The turmoil in Libya won't disrupt the relatively comfortable supply situation in global oil markets in the first half of this year, a senior analyst with the International Energy Agency said Friday, one day after the agency opted against tapping strategic stocks in response to the significant outages in Libya.

"We don't think at the present time there is a major outage that cannot in the short term be met through flexibility in the refining system and shifting crude oil supplies around," said David Fyfe, the head of the IEA's oil industry and markets division. "Obviously, if that supply outage worsens or is of long duration, then we'd have to revisit the whole situation."

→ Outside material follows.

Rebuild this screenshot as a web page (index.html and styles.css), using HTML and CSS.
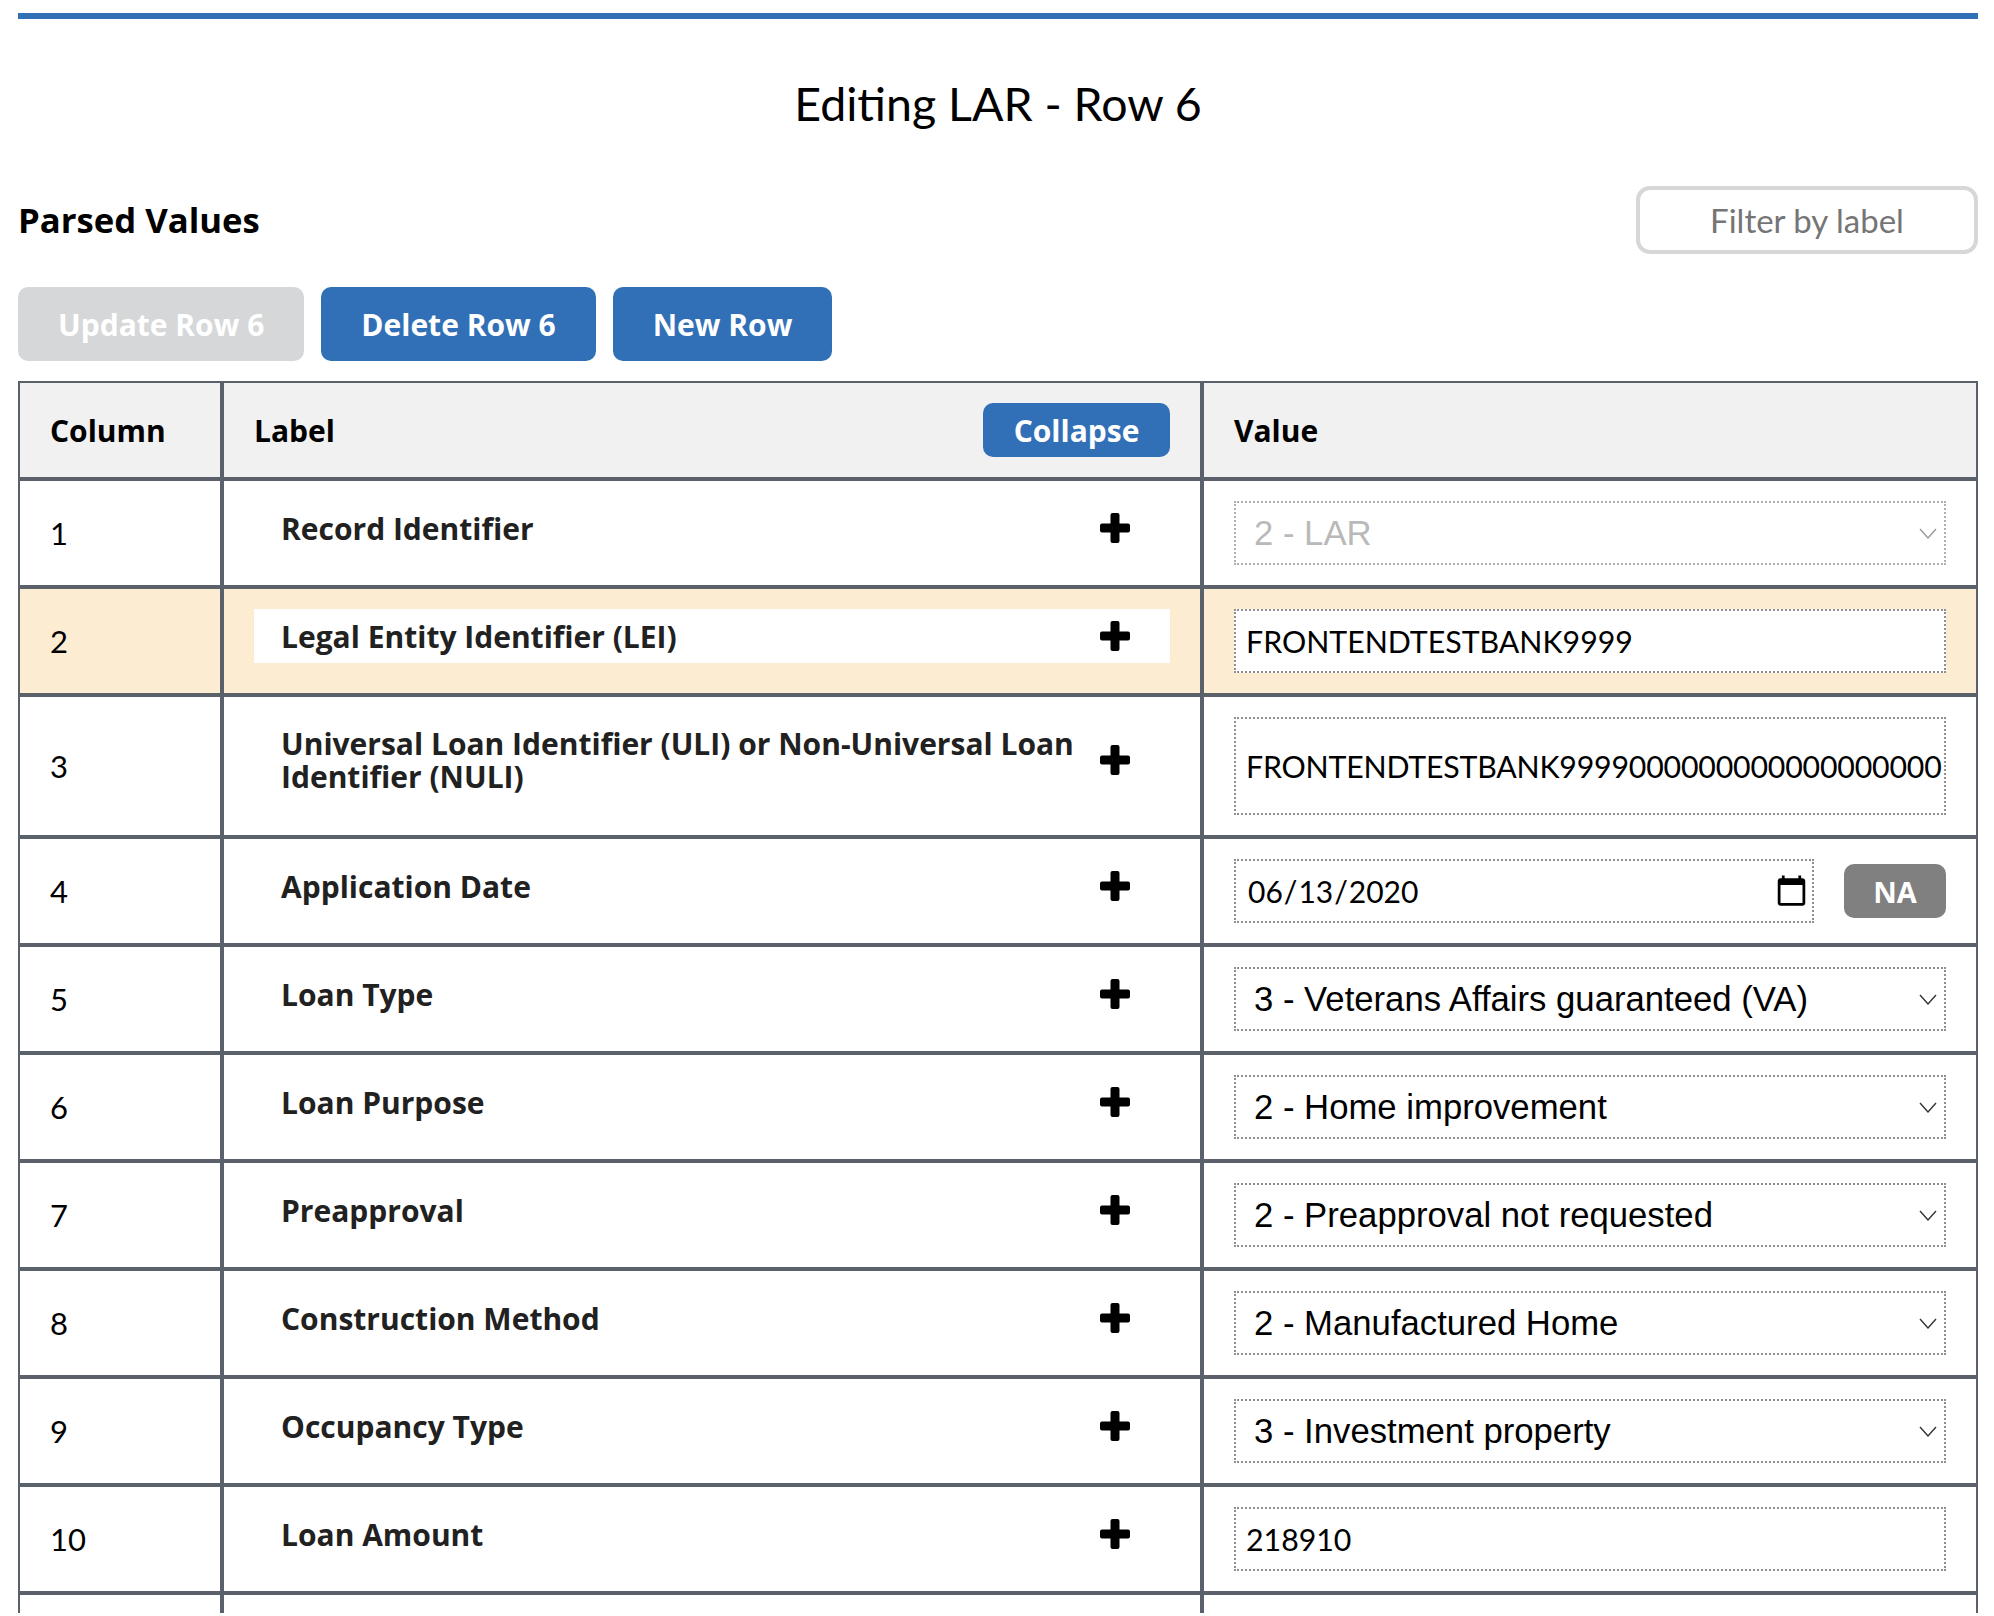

The IEA estimates that 500,000 to 750,000 have been removed from the market due to the crisis in
Libya . The agency said it would "continue to closely monitor" the situation and could tap strategic stocks "when deemed necessary." An IEA statement Thursday night pointed out that leading producers in OPEC are ready to respond with extra volumes and noted that IEA members have significant emergency stocks.

On Friday, Fyfe characterized the global oil market as "comparatively well supplied, at the present time."

Fyfe noted that due to seasonal refinery maintenance, crude demand in
Europe is about a half million barrels per day lower in February and March than in November and December.

Fyfe said it was difficult to estimate the total impact of the unrest on oil production, in part because of the murky status of some 500,000 barrels a day controlled by the Libyan national oil company. Some other experts, such as Eni SpA (E) Chief Executive Paolo Scaroni, have estimated that 1.2 million of
Libya 's 1.6 million barrel a day output is now off-line.

"The figure we gave yesterday was what we had that had been made public by the Western companies active in
Libya ," Fyfe explained. "We're pulling together more information today. That process, we haven't completed it yet. It would not be wise to speculate whether that's gonna rise or not," he said, adding the number "may well change in the coming days."

"We're speaking to shipping companies, we're speaking to the companies active on the ground and we're speaking to the refiners on the Mediterranean fringe to see what they're experiencing," he said.

Fyfe said emergency "stocks are an insurance policy of sort of last resort. We'd like the market to fill the gap."

Beyond a simple supply volume issue, some refiners might worry that they won't get the same high quality crude oil as from
Libya , he said. "Certain Libyan grades are highly valued for gasoline and diesel and jet fuel manufacture," he said.

One option could lie in potential swaps, with Saudi Arabia -- the world's biggest oil producer -- looking into sending Middle Eastern oil long-haul into Asia "and potentially looking at swaps with African producers sending more light sweet crude into the Mediterranean basin," Fyfe said. "We have an Asian refining system that in itself is becoming more complex and more able to handle lower-quality crude oil. There is more flexibility within the global refining system and therefore there is a capability to juggle crude slates," he added.

Fyfe said governments might opt to issue temporary waivers for some oil products specifications if the current outage is long-term.

Fyfe said it was very difficult to assess if Libyan output will be able to be restored quickly once the crisis subsides.

"It seems to us that there has not been major damage to oil installations yet and therefore that would suggest that there should not be too many problems reinstating production when the political situation has resolved. But of course that could change at any time. But at the moment we're encouraged by the fact that there are not major reports of damage to oil installations," he said.

After a peak Thursday, oil prices have retreated somewhat yet remain at a high level.

At 1137 GMT, the front-month April Brent contract on
London 's ICE futures exchange was up 66 cents at $112.02 a barrel. The contract nearly hit $120 a barrel early Thursday. The front-month April contract on the New York Mercantile Exchange was trading 59 cents up at $97.87 a barrel, down from above $103 a barrel at one point Thursday.

Speaking in
Singapore , French finance minister Christine Lagarde said Friday that high oil and commodity prices due to tensions in the Middle East are a matter of concern "for all," and that international authorities must be alert to "massive" speculation. Her comments echoed that of Russian prime minister Vladimir Putin who said Thursday in Brussels that energy prices were posing a "serious threat to the world."

"We are certainly concerned that the persistence of prices at this sort of levels is a real risk in terms of undermining economic recovery, or at least retarding economic recovery," IEA's Fyfe said. "Our members are concerned about oil prices at these levels," he added.